Certainly Jonny has the best tunes. The Max-Anita scenes are set largely in a musical idiom that recalls sometimes Weill, sometimes Hindemith, occasionally Berg and even in one or two places Puccini. But, a few atmospheric later moments apart, it's light stuff beside any of those big names. There is an increasing dramatic pace, though, and the climax in the final station scene is deftly handled. Will Max find Anita before the train carries her away? Will he swing for Jonny's crime - or can Jonny pull off an amazing coup de theatre?

He does, and the sight of him atop a lighted globe, stolen fiddle in hand, leading the main characters and three thuggish policemen in a quasi-Dixieland hymn to the triumph of the New World must have been acid to any Nazi's digestive tract. This time the 'Degenerate Music' label makes artistic as well as historical sense, and I can only admire Krenek for his splendid cheek - and Zagrosek and his excellent singers and players (and the recording team) for bringing it so pungently to life. Krister St Hill is a real charmer as Jonny - any chance of putting his performance on the stage? SJ

IT MUST indeed have seemed like an audacious cocktail, a breath of naughtiness, at the time. Vienna wasn't exactly roaring in the 1920s, and there was Krenek proclaiming the demise of European musical tradition with a symbolic blast of Dixieland stomp from the New World. To the Nazis it was subversive, degenerate, of course - wasn't everything? But one man's degeneracy is another man's camp. Nowadays we're far more likely to raise eyebrows over stage directions that read 'nigger-minstrel fashion'. The fact is, Jonny spielt auf is very much of its time. The world has left it behind. All that remains for us is a satirical curiosity, a faded cartoon, a screwball farce with pretensions.

Admittedly it wears its pretensions lightly: the musical mix may be awkward at times, the 'Jazz' infusions creaky, the cheeky burlesque elements dated, the fractured 'parlando' of the day overworked. But there are flashes of genuine wit and invention, the odd catchy tune (Anita's heart-to-heart in Scene 6 and Jonny's sugary hymn to his homeland), and Krenek scores a perfect six for his merciless parody of overripe, overheated, post-Wagnerian angst as voiced by the hero and heroine - Max, the composer (spiritually betrothed to a glacier), and Anita, the diva (suitably hefty performances from Heinz Kruse and Alessandra Marc).
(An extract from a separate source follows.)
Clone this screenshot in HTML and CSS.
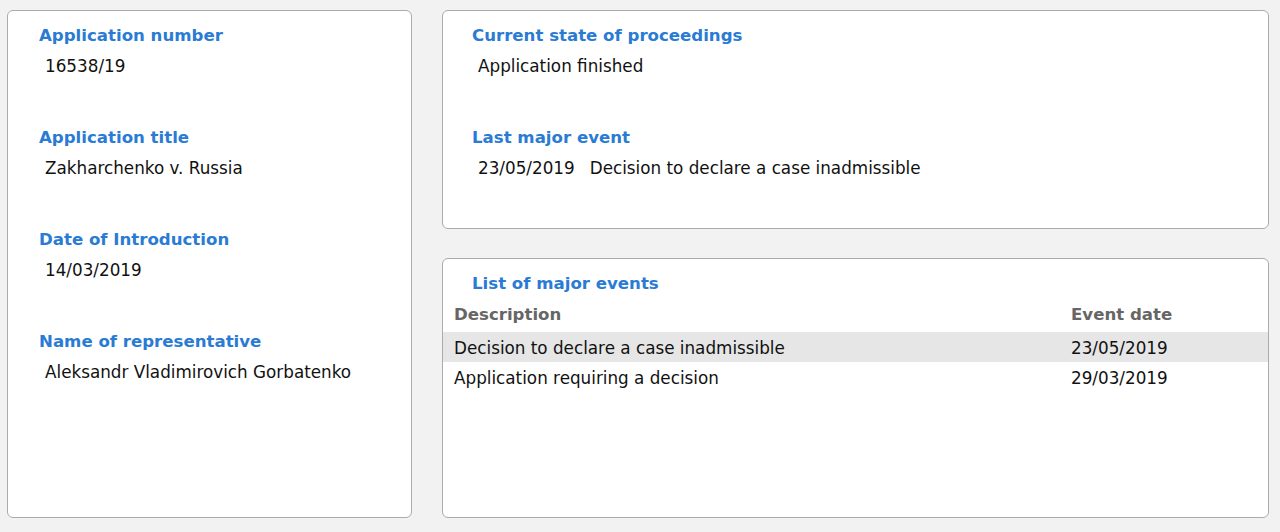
FILE: index.html
```html
<!DOCTYPE html>
<html lang="en">
<head>
    <meta charset="UTF-8">
    <title>Application details</title>
    <link rel="stylesheet" href="styles.css">
</head>
<body>
    <div class="page">
        <!-- Informations de la requête -->
        <div class="card card-info">
            <div class="field">
                <div class="label">Application number</div>
                <div class="value">16538/19</div>
            </div>
            <div class="field">
                <div class="label">Application title</div>
                <div class="value">Zakharchenko v. Russia</div>
            </div>
            <div class="field">
                <div class="label">Date of Introduction</div>
                <div class="value">14/03/2019</div>
            </div>
            <div class="field">
                <div class="label">Name of representative</div>
                <div class="value">Aleksandr Vladimirovich Gorbatenko</div>
            </div>
        </div>

        <div class="side">
            <div class="card card-state">
                <div class="field">
                    <div class="label">Current state of proceedings</div>
                    <div class="value">Application finished</div>
                </div>
                <div class="field">
                    <div class="label">Last major event</div>
                    <div class="value"><span class="event-date">23/05/2019</span>Decision to declare a case inadmissible</div>
                </div>
            </div>

            <!-- Liste des événements -->
            <div class="card card-events">
                <div class="label events-title">List of major events</div>
                <table class="events">
                    <thead>
                        <tr>
                            <th>Description</th>
                            <th class="col-date">Event date</th>
                        </tr>
                    </thead>
                    <tbody>
                        <tr class="selected">
                            <td>Decision to declare a case inadmissible</td>
                            <td class="col-date">23/05/2019</td>
                        </tr>
                        <tr>
                            <td>Application requiring a decision</td>
                            <td class="col-date">29/03/2019</td>
                        </tr>
                    </tbody>
                </table>
            </div>
        </div>
    </div>
</body>
</html>
```

FILE: styles.css
```css
body { margin: 0; background: #f2f2f2; font-family: "DejaVu Sans", Verdana, sans-serif; font-size: 16.8px; color: #111; }
.page { display: flex; gap: 30px; padding: 10px 11px 14px 7px; height: 508px; }
.card { background: #fff; border: 1px solid #ababab; border-radius: 6px; box-sizing: border-box; }
.card-info { width: 405px; padding: 15px 0 0 31px; }
.side { flex: 1; display: flex; flex-direction: column; gap: 29px; }
.card-state { height: 219px; padding: 15px 0 0 29px; }
.card-events { flex: 1; padding-top: 15px; }
.field { margin-bottom: 52.5px; }
.label { color: #2a7bd3; font-weight: bold; font-size: 16.6px; line-height: 20px; }
.value { margin-top: 9.5px; padding-left: 6px; line-height: 20px; }
.event-date { margin-right: 15px; }
.events-title { padding-left: 29px; }
.events { width: 100%; border-collapse: collapse; margin-top: 3px; }
.events th { text-align: left; color: #666; font-weight: bold; font-size: 16.6px; line-height: 30px; padding: 3px 0 2px 11px; }
.events td { line-height: 28px; padding: 2px 0 0 11px; }
.events .col-date { width: 197px; }
.events tr.selected td { background: #e6e6e6; }
```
To my ears Krister St Hill's Jonny is not distinctively 'New World' enough (or is that a fault in the writing?), but Decca can pride themselves on the no-expense-spared theatricality of their production, not least in the mad, 'silent movie' dash to the finish - effects galore, just close your eyes for the visuals. Jonny strikes up, all right - but even so, once is more than enough.

COLERIDGE-TAYLOR:

Symphonic Variations on an

African Air.

BUTTERWORTH: Banks of

Green Willow. A Shropshire

Lad. MacCUNN: Land of the

Mountain and the Flood

Royal Liverpool Philharmonic /

Grant Llewellyn

(Argo 436 401-2)

THERE's a somewhat depressing common denominator between these three composers - they all died young: Hamish MacCunn at 48, Samuel Coleridge-Taylor at 37, and George Butterworth at 31. While it's unlikely that MacCunn was ever going to repeat the triumph of his early Land of the Mountain and the Flood, Coleridge-Taylor was still a growing, exploring composer, and Butterworth died with his powers on the ascendant - though how he would have coped with his terrible wartime experiences if he'd survived them is a good question. It's doubtful whether he could have gone back quite so effortlessly to his arcadian rural dreams.

It's good to hear all these pieces so well performed. Grant Llewellyn directs with authority and plenty of feeling, and the Royal Liverpool Philharmomic Orchestra play all these works as though they'd had them under their collective belt for years. Coleridge's mature Symphonic Variations on an African Air comes over particularly well, though the combination of African substance (however diluted) and Victorian English dress can't have been easy to get to grips with. Not soul-stirring perhaps, but very enjoyable. SJ

SPOT the outsiders in this English idyll. The title Symphonic Variations on an African Air may do more than hint at Coleridge-Taylor's origins, but does the music? Is the proud but burdened theme, tentatively stated in low horns and tremulous strings, in fact a spiritual? The answer is in the subtext, the still, sad moments of reflection that spring naturally from these subtly integrated variations-cum-ballade.

Hamish MacCunn's Land of the Mountain and the Flood is altogether easier to place with its wee dram of Scottish fancy in the well-aired big tune, though there's more student than Highlander evident in his galloping development section. Likeable, though - sub-Dvorak with a Scotch snap.

No introduction necessary for Butterworth's A Shropshire Lad. The lad in question is surely Butterworth himself, the gay loner. I had forgotten how much heartache and isolation there is in this piece. We emerge from tranquillity (breathtaking stasis from Llewellyn's RLPO strings) and return there - but an emptiness prevails. Resourceful playing, exemplary recording, an altogether lovable disc.